With ambitious aims such as these and with so many different bodies involved, the right analytical and management expertise, together with multi-faceted and dedicated long-term support, was essential.
The solution
Starting in 2017, Triad has worked closely with business process owners and other stakeholders to help analyse, design, develop and deliver the Crime Programme:
- Business analysis – innovating new ways of working was the key initial task given the complexity of the project, the numbers of people working on it (10+ Agile teams) and the breadth of stakeholders. We set up a Community of Practice (CoP) to introduce measurable, verifiable continuous improvement initiatives, reduce risk, eliminate gaps and duplication, clarify best practice and achieve faster, smoother, collaborative staged delivery. Throughout the project, we also had to scrutinise and take into account new legislation as it was introduced.
- Requirements analysis and design – working with business process owners and multi-vendor delivery teams to enable the bespoke design, testing and delivery of an end-to-end Common Platform. This included hundreds of functional increments which we would pick up as they were prioritised, using tools such as Confluence and Jira to document requirements, and write epics (smaller tasks taken from larger pieces of work), user stories and acceptance criteria. As well as producing enhanced documentation, we had to manage all the reference data requirements, ensuring they were kept secure while still being searchable.

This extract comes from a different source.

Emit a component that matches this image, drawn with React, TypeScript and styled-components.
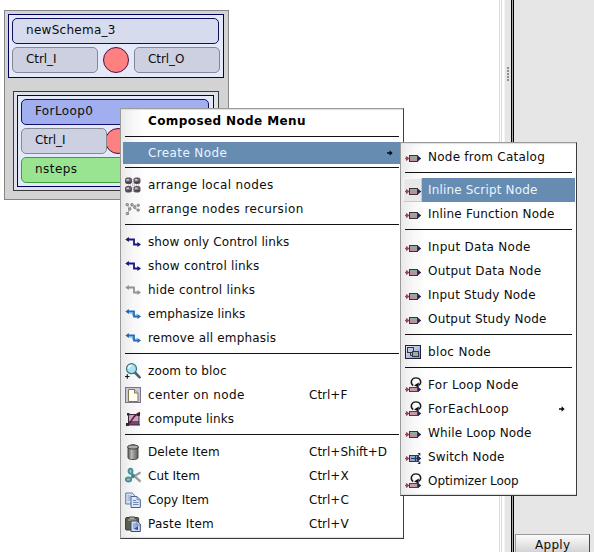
import React from "react";
import styled, { createGlobalStyle, css } from "styled-components";

const GlobalStyle = createGlobalStyle`
  * { box-sizing: border-box; }
  body { margin: 0; overflow: hidden; background: #fff; }
`;

const Page = styled.div`
  position: relative;
  display: grid;
  grid-template-columns: 504px 7px 1fr;
  width: 594px;
  height: 552px;
  overflow: hidden;
  font: 12px/14px "DejaVu Sans", sans-serif;
  color: #0c0c0c;
  background: #fff;
`;

/* ---- schema canvas ---- */
const Canvas = styled.main`
  padding: 10px 0 0 4px;
  background: linear-gradient(90deg, transparent 499px, #dcdcdc 499px 500px, #fff 500px 501px, #dcdcdc 501px 502px, #fff 502px);
`;
const Schema = styled.section`
  width: 225px;
  height: 190px;
  padding: 3px 4px 0 3px;
  border: 1px solid #858585;
  background: #d3d3d3;
`;
const SchemaHeader = styled.div`
  display: flex;
  flex-direction: column;
  gap: 3px;
  width: 216px;
  height: 64px;
  padding: 3px;
  border: 1px solid #000060;
  background: #e4e9f9;
`;
const LoopNode = styled.div`
  width: 206px;
  height: 100px;
  margin: 13px 0 0 5px;
  padding: 3px;
  border: 1px solid #3a3a3a;
  background: #dde1ea;
`;
const LoopBody = styled.div`
  display: flex;
  flex-direction: column;
  gap: 3px;
  height: 92px;
  width: 197px;
  padding: 3px;
  border: 1px solid #000060;
  background: #e4e9f9;
`;
const PortRow = styled.div`
  display: flex;
  gap: 5px;
`;
const tones = {
  title: css`background: #d7dbee; border-color: #10105c;`,
  loop: css`background: #a1aef0; border-color: #10106c;`,
  port: css`background: #ccd0e0; border-color: #858994;`,
  input: css`background: #98e490; border-color: #3f9d3c;`,
};
const NodeBox = styled.div<{ $tone: keyof typeof tones; $width: number }>`
  position: relative;
  z-index: 1;
  width: ${p => p.$width}px;
  height: 26px;
  flex: none;
  padding: 4px 0 0 13px;
  border: 1px solid;
  border-radius: 5px;
  white-space: nowrap;
  ${p => tones[p.$tone]}
`;
const Status = styled.div<{ $tight?: boolean }>`
  width: 26px;
  height: 26px;
  flex: none;
  margin-left: ${p => (p.$tight ? -7 : 0)}px;
  border: 1px solid #4a1045;
  border-radius: 50%;
  background: #ff8080;
`;

/* ---- splitter and side panel ---- */
const Splitter = styled.div`
  display: flex;
  flex-direction: column;
  align-items: center;
  gap: 1px;
  padding: 67px 0 0 1px;
  background: linear-gradient(90deg, #f4f4f4 1px, #e6e6e6 1px);
`;
const Grip = styled.i`
  width: 2px;
  height: 2px;
  background: #8e8e8e;
`;
const SidePanel = styled.aside`
  display: flex;
  flex-direction: column;
  justify-content: flex-end;
  padding-left: 4px;
  background: linear-gradient(90deg, #000 1px, #a8a8a8 1px 2px, #000 2px 3px, #e6e6e6 3px);
`;
const ApplyButton = styled.button`
  width: 75px;
  height: 18px;
  padding: 4px 0 0 19px;
  border: 1px solid #4a4a4a;
  border-left-color: #999;
  border-top-color: #999;
  border-bottom: 0;
  background: linear-gradient(#fbfbfb, #d4d4d4);
  font: inherit;
  line-height: 13px;
  text-align: left;
  color: inherit;
`;

/* ---- menus ---- */
const Menu = styled.nav`
  position: absolute;
  z-index: 2;
  display: flex;
  flex-direction: column;
  border: 1px solid #3c3c3c;
  border-top-color: #9a9a9a;
  border-left-color: #9a9a9a;
  background: linear-gradient(90deg, #e9e9e9, #f5f5f5 10px, #fff 24px);
  box-shadow: inset 0 2px 1px -1px #ddd, inset 0 -2px 1px -1px #ddd;
`;
const ContextMenu = styled(Menu)`
  left: 120px;
  top: 108px;
  width: 284px;
  height: 431px;
`;
const SubMenu = styled(Menu)`
  left: 400px;
  top: 142px;
  width: 177px;
  height: 354px;
  padding-top: 2px;
`;
const MenuTitle = styled.div`
  height: 24px;
  padding: 5px 0 0 27px;
  font-weight: bold;
  color: #000;
`;
const Divider = styled.div`
  height: 1px;
  flex: none;
  margin: 3px 4px 5px;
  background: #111;
`;
const Item = styled.div<{ $short?: boolean; $active?: boolean }>`
  display: flex;
  align-items: center;
  flex: none;
  height: ${p => (p.$short ? 22 : 24)}px;
  margin: 0 1px 0 2px;
  padding-left: 2px;
  ${p => p.$active && css`
    background: #678cb1;
    color: #e9f5ff;
  `}
`;
const IconCell = styled.span<{ $raised?: boolean }>`
  display: flex;
  align-items: center;
  align-self: stretch;
  flex: none;
  width: 16px;
  margin-right: 7px;
  ${p => p.$raised && css`
    width: 19px;
    margin: 0 6px 0 -2px;
    padding-left: 1px;
    border: 1px solid #f7f7f7;
    border-right-color: #c8c8c8;
    border-bottom-color: #c8c8c8;
    background: #e8e8e8;
  `}
`;
const Label = styled.span<{ $track?: number }>`
  white-space: nowrap;
  letter-spacing: ${p => p.$track ?? 0}px;
`;
const ItemLabel = styled(Label)`
  flex: 0 0 161px;
`;
const SubLabel = styled(Label)`
  flex: 0 0 131px;
`;
const Arrow = styled.svg<{ $inset?: number }>`
  flex: none;
  margin-left: ${p => p.$inset ?? 0}px;
`;
const Glyph = styled.svg`
  display: block;
  flex: none;
  overflow: visible;
`;

type Kind =
  | "grid" | "tree" | "linkNavy" | "linkBlue" | "linkGray" | "linkSky" | "zoom" | "page" | "compute"
  | "trash" | "cut" | "copy" | "paste" | "node" | "bloc" | "loop" | "switch";

const linkColor: Partial<Record<Kind, string>> = {
  linkNavy: "#19197c", linkBlue: "#171785", linkGray: "#929292", linkSky: "#276bb4",
};

const Port = ({ y = 9.5 }: { y?: number }) => (
  <>
    <path d={`M0 ${y}h4M1.5 ${y - 2}v4`} stroke="#94495c" strokeWidth="1.2" />
    <path d={`M1.4 ${y - 2.6}l3 2.6-3 2.6z`} fill="#9c4258" />
    <path d={`M12.5 ${y}h3`} stroke="#22224d" />
    <path d={`M13 ${y - 2.8}l3.2 2.8-3.2 2.8z`} fill="#22224d" />
  </>
);

function Icon({ kind }: { kind: Kind }) {
  const link = linkColor[kind];
  return (
    <Glyph width="16" height="16" viewBox="0 0 16 16" fill="none">
      <defs>
        <linearGradient id="nodeFill" x1="0" y1="0" x2="0" y2="1">
          <stop offset="0" stopColor="#83b79a" /><stop offset=".5" stopColor="#a79b9b" /><stop offset="1" stopColor="#c4889a" />
        </linearGradient>
        <linearGradient id="blocFill" x1="0" y1="0" x2="1" y2="1">
          <stop offset="0" stopColor="#edf1fb" /><stop offset="1" stopColor="#8290b8" />
        </linearGradient>
        <linearGradient id="canFill"><stop offset="0" stopColor="#555" /><stop offset=".35" stopColor="#e4e4df" /><stop offset="1" stopColor="#55554f" /></linearGradient>
      </defs>
      {link && (
        <>
          <path d="M2 5.5h7v5h5" stroke={link} strokeWidth="1.8" />
          <path d="M.3 5.5l3.6-2.4v4.8zM16 10.5l-3.6-2.4v4.8z" fill={link} />
          {kind === "linkSky" && <path d="M4 7h3.5v2.5M10.5 9H13" stroke="#61b6e0" />}
        </>
      )}
      {kind === "grid" && (
        <>
          <path d="M3 8h11M8 2v13" stroke="#a7a0ac" strokeDasharray="1 1" />
          {[[.5, 1], [9, 1], [.5, 9.5], [9, 9.5]].map(([x, y]) => (
            <g key={`${x}-${y}`}>
              <rect x={x} y={y} width="6" height="5.5" rx="1.5" fill="#6f6570" stroke="#5b515e" />
              <path d={`M${x + 1} ${y + 1}h2.5v1.8h-2.5z`} fill="#c9c3cf" />
              <path d={`M${x + 1} ${y + 4.3}h4.5`} stroke="#38303c" />
            </g>
          ))}
        </>
      )}
      {kind === "tree" && (
        <>
          <path d="M2.5 4l2 4-2 5M4.5 8l2.5-4M8 5l3-1M9 7.5l4 1" stroke="#aaa" />
          {[[1, 2.5], [5.8, 2.5], [12, 3.2], [3.5, 7], [8.5, 5.2], [12, 8], [1.2, 11.5]].map(([x, y]) => (
            <rect key={`${x}-${y}`} x={x} y={y} width="2.4" height="2.2" rx=".8" fill="#b5adb2" stroke="#756d73" strokeWidth=".8" />
          ))}
        </>
      )}
      {kind === "zoom" && (
        <>
          <path d="M10 9.5l4.6 4.8" stroke="#51606a" strokeWidth="2.6" strokeLinecap="round" />
          <circle cx="6.5" cy="5.7" r="5" fill="#a9e1ee" stroke="#41707f" strokeWidth="1.2" />
          <path d="M3.5 5.5c0-2 1.5-3 3.2-3" stroke="#f4ffff" strokeWidth="1.6" />
          <path d="M0 13.5h4.5M2.3 11.3v4.5" stroke="#111" strokeWidth="1.1" />
        </>
      )}
      {kind === "page" && (
        <>
          <rect x=".5" y=".5" width="15" height="15" fill="#c9c7d9" stroke="#78738f" />
          <path d="M3.5 2.5h6l3.5 3.5v8.5H3.5z" fill="#fffff1" stroke="#85754b" />
          <path d="M9.5 2.5V6H13" stroke="#85754b" fill="#ddd5b1" />
        </>
      )}
      {kind === "compute" && (
        <>
          <rect x="4" y="4" width="10" height="10" fill="#c9a0bd" />
          <path d="M4 10h10v4H4z" fill="#704872" />
          <path d="M2 3.5h12M3.5 2v12M14 3v11M2 14h13" stroke="#352a39" strokeWidth="1" />
          <path d="M1 14.5C7 13 6 5 15 1.5" stroke="#6c1431" strokeWidth="1.5" />
          <path d="M2 2h2.5v2.5H2zM12 2h3v3h-3zM1 12h3v3H1z" fill="#302636" />
        </>
      )}
      {kind === "trash" && (
        <>
          <path d="M3 3v11c1 2 9 2 10 0V3z" fill="url(#canFill)" stroke="#4b4b48" />
          <path d="M5 5v9M7 5v10M9 5v10M11 5v9" stroke="#696966" strokeWidth=".7" />
          <ellipse cx="8" cy="3" rx="5.5" ry="2.1" fill="#aaa9a5" stroke="#3d3d3b" />
          <path d="M6 1.4c1-1 3-1 4 0" stroke="#555" />
        </>
      )}
      {kind === "cut" && (
        <>
          <path d="M5.5 10.5L15.5 4.5M6 5l9.5 8.5" stroke="#a9adae" strokeWidth="2.5" />
          <path d="M6 5l9.5 9M15.5 4.2L9 8" stroke="#7b8082" strokeWidth=".7" />
          <ellipse cx="5.5" cy="3.2" rx="2" ry="2.6" fill="#8fc3c6" stroke="#4b8f94" strokeWidth="1.8" />
          <ellipse cx="3.5" cy="11.5" rx="2.7" ry="2" fill="#8fc3c6" stroke="#4b8f94" strokeWidth="1.8" />
          <circle cx="8" cy="8" r="2" fill="#3b858b" />
        </>
      )}
      {kind === "copy" && (
        <>
          <path d="M.7 1h6.5L10 3.8V12H.7z" fill="#d6e1f7" stroke="#64779d" />
          <path d="M2.5 4h4M2.5 6h4M2.5 8h3" stroke="#849ac1" />
          <path d="M6 4.5h6l3.3 3.3v7.7H6z" fill="#dce7fb" stroke="#4d628e" />
          <path d="M12 4.5v3.3h3.3M8 8.5h3M8 10.5h5.5M8 12.5h5.5" stroke="#7188b5" />
        </>
      )}
      {kind === "paste" && (
        <>
          <rect x=".6" y="1.5" width="13" height="12.5" rx="1" fill="#5c604b" stroke="#343927" />
          <path d="M4 3V1h6v2" fill="#aaa" stroke="#424640" />
          <path d="M3 4h8" stroke="#b8b9a2" />
          <path d="M6 5h6l3.3 3v7.5H6z" fill="#cfddf6" stroke="#384e78" />
          <path d="M8 8h4M8 10h5M8 12h3M12 6v3h3" stroke="#6582b9" />
          <path d="M9 13l4-3v4z" fill="#344f86" />
        </>
      )}
      {kind === "node" && (
        <>
          <Port />
          <rect x="4.5" y="6.5" width="8" height="6" fill="url(#nodeFill)" stroke="#3c3041" />
        </>
      )}
      {kind === "switch" && (
        <>
          <Port />
          <rect x="4.5" y="6.5" width="8" height="6" fill="#8fa9bf" stroke="#3c3041" />
          <path d="M6 9.5h8M10.5 7v5M12 8.5l2.8-3.5M12 10.5l2.8 3.5" stroke="#263766" strokeWidth="1.1" />
          <path d="M12.5 4h2.8v2.8zM12.5 15h2.8v-2.8z" fill="#22224d" />
        </>
      )}
      {kind === "loop" && (
        <>
          <Port y={12.5} />
          <rect x="4.5" y="10.5" width="8" height="4" fill="#c39aac" stroke="#5a3448" />
          <path d="M8.2 8.6C4.6 6 6.4.9 11 .9s6.2 4.6 3 7.2" stroke="#16161c" strokeWidth="1.4" />
          <path d="M9 8.5l4.8-3-.2 5z" fill="#101018" />
        </>
      )}
      {kind === "bloc" && (
        <>
          <rect x=".5" y="1.5" width="15" height="13" fill="url(#blocFill)" stroke="#20203a" />
          <rect x="2.5" y="3.5" width="6" height="5" fill="#bdc7e6" stroke="#33334b" />
          <path d="M5.5 8.5v3h2" stroke="#33334b" />
          <rect x="7.5" y="7.5" width="6" height="5" fill="#9aaf9a" stroke="#33334b" />
        </>
      )}
    </Glyph>
  );
}

const SubArrow = ({ inset }: { inset?: number }) => (
  <Arrow $inset={inset} width="6" height="6" viewBox="0 0 6 6">
    <path d="M0 2.3h2.6V.3L5.6 3l-3 2.7v-2H0z" fill="#080812" />
  </Arrow>
);

type Entry = { icon: Kind; text: string; track: number; keys?: string; active?: boolean; more?: boolean };

const groups: Entry[][] = [
  [
    { icon: "grid", text: "arrange local nodes", track: 0.36 },
    { icon: "tree", text: "arrange nodes recursion", track: 0.4 },
  ],
  [
    { icon: "linkNavy", text: "show only Control links", track: 0.12 },
    { icon: "linkBlue", text: "show control links", track: 0.21 },
    { icon: "linkGray", text: "hide control links", track: 0.25 },
    { icon: "linkSky", text: "emphasize links", track: 0.08 },
    { icon: "linkSky", text: "remove all emphasis", track: 0.18 },
  ],
  [
    { icon: "zoom", text: "zoom to bloc", track: 0.12 },
    { icon: "page", text: "center on node", track: 0.4, keys: "Ctrl+F" },
    { icon: "compute", text: "compute links", track: 0.15 },
  ],
  [
    { icon: "trash", text: "Delete Item", track: 0.12, keys: "Ctrl+Shift+D" },
    { icon: "cut", text: "Cut Item", track: 0, keys: "Ctrl+X" },
    { icon: "copy", text: "Copy Item", track: -0.08, keys: "Ctrl+C" },
    { icon: "paste", text: "Paste Item", track: 0.25, keys: "Ctrl+V" },
  ],
];

const subGroups: Entry[][] = [
  [{ icon: "node", text: "Node from Catalog", track: 0.24 }],
  [
    { icon: "node", text: "Inline Script Node", track: 0.17, active: true },
    { icon: "node", text: "Inline Function Node", track: 0.19 },
  ],
  [
    { icon: "node", text: "Input Data Node", track: 0.27 },
    { icon: "node", text: "Output Data Node", track: 0.25 },
    { icon: "node", text: "Input Study Node", track: 0.19 },
    { icon: "node", text: "Output Study Node", track: 0.2 },
  ],
  [{ icon: "bloc", text: "bloc Node", track: 0.34 }],
  [
    { icon: "loop", text: "For Loop Node", track: 0.33 },
    { icon: "loop", text: "ForEachLoop", track: 0.4, more: true },
    { icon: "node", text: "While Loop Node", track: 0.16 },
    { icon: "switch", text: "Switch Node", track: 0.15 },
    { icon: "loop", text: "Optimizer Loop", track: -0.05 },
  ],
];

export default function App() {
  return (
    <Page>
      <GlobalStyle />
      <Canvas>
        <Schema>
          <SchemaHeader>
            <NodeBox $tone="title" $width={207}><Label $track={0.28}>newSchema_3</Label></NodeBox>
            <PortRow>
              <NodeBox $tone="port" $width={86}><Label $track={-0.07}>Ctrl_I</Label></NodeBox>
              <Status />
              <NodeBox $tone="port" $width={86}><Label $track={-0.07}>Ctrl_O</Label></NodeBox>
            </PortRow>
          </SchemaHeader>
          <LoopNode>
            <LoopBody>
              <NodeBox $tone="loop" $width={188}><Label $track={0.4}>ForLoop0</Label></NodeBox>
              <PortRow>
                <NodeBox $tone="port" $width={86}><Label $track={-0.07}>Ctrl_I</Label></NodeBox>
                <Status $tight />
              </PortRow>
              <NodeBox $tone="input" $width={188}><Label $track={0.45}>nsteps</Label></NodeBox>
            </LoopBody>
          </LoopNode>
        </Schema>
      </Canvas>
      <Splitter>
        {[0, 1, 2, 3, 4].map(i => <Grip key={i} />)}
      </Splitter>
      <SidePanel>
        <ApplyButton><Label $track={0.3}>Apply</Label></ApplyButton>
      </SidePanel>

      <ContextMenu>
        <MenuTitle><Label $track={0.4}>Composed Node Menu</Label></MenuTitle>
        <Divider />
        <Item $short $active>
          <IconCell />
          <ItemLabel $track={0.38}>Create Node</ItemLabel>
          <SubArrow inset={78} />
        </Item>
        {groups.map((group, g) => (
          <React.Fragment key={g}>
            <Divider />
            {group.map(e => (
              <Item key={e.text}>
                <IconCell><Icon kind={e.icon} /></IconCell>
                <ItemLabel $track={e.track}>{e.text}</ItemLabel>
                {e.keys && <Label>{e.keys}</Label>}
              </Item>
            ))}
          </React.Fragment>
        ))}
      </ContextMenu>

      <SubMenu>
        {subGroups.map((group, g) => (
          <React.Fragment key={g}>
            {g > 0 && <Divider />}
            {group.map(e => (
              <Item key={e.text} $active={e.active}>
                <IconCell $raised={e.active}><Icon kind={e.icon} /></IconCell>
                <SubLabel $track={e.track}>{e.text}</SubLabel>
                {e.more && <SubArrow />}
              </Item>
            ))}
          </React.Fragment>
        ))}
      </SubMenu>
    </Page>
  );
}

- Flexible resourcing – supplying up to 23 business analysts at a time as required, and working with teams of UX designers, user researchers, developers and testers. Our professionals were headed by one of our senior business analysts, who took the lead in getting everything through a rigorous multi-stage approval process, including by senior judges.
- Stakeholder engagement – as well as HMCTS, this included the judiciary, Police, Crown Prosecution Service (CPS), Prisons and Probation Services, DVLA and many other professionals. Triad has taken care to bring all parties on board with the programme, and to communicate changes at all stages.
The result
As of December 2022, the Crime Programme is live in over 75% of all criminal courts in England and Wales. The Common Platform has accepted over 230,000 cases onto the system and managed over 435,000 hearings in the Crown and magistrates’ courts. Professionals from over 1,600 legal firms have been onboarded.
Results have been excellent, with the whole system already operating more quickly and smoothly. Typical comments include:
“Dealing with a case on a single system, rather than at least 3 different systems as we did previously, is more practical and efficient.” Legal Adviser, HMCTS
“I have used Common Platform from the outset, which has really assisted in the efficiency of dealing with cases…Common Platform really is the next step in finally achieving a system between all parties which will help remove the communication barriers which are all too present in today’s court system.” Defence Solicitor
There have been considerable environmental benefits as well, with far less generation and delivery of paperwork necessary. In fact, in magistrates’ courts and the Crown Court, paperwork is being essentially eliminated altogether. The move to digital is putting an end to the towering piles of boxed files beloved of TV crime dramas. It also means no data has to be stored and sent on CDs – and potentially go missing.
Triad will continue to work with the client during 2023, as the rollout completes.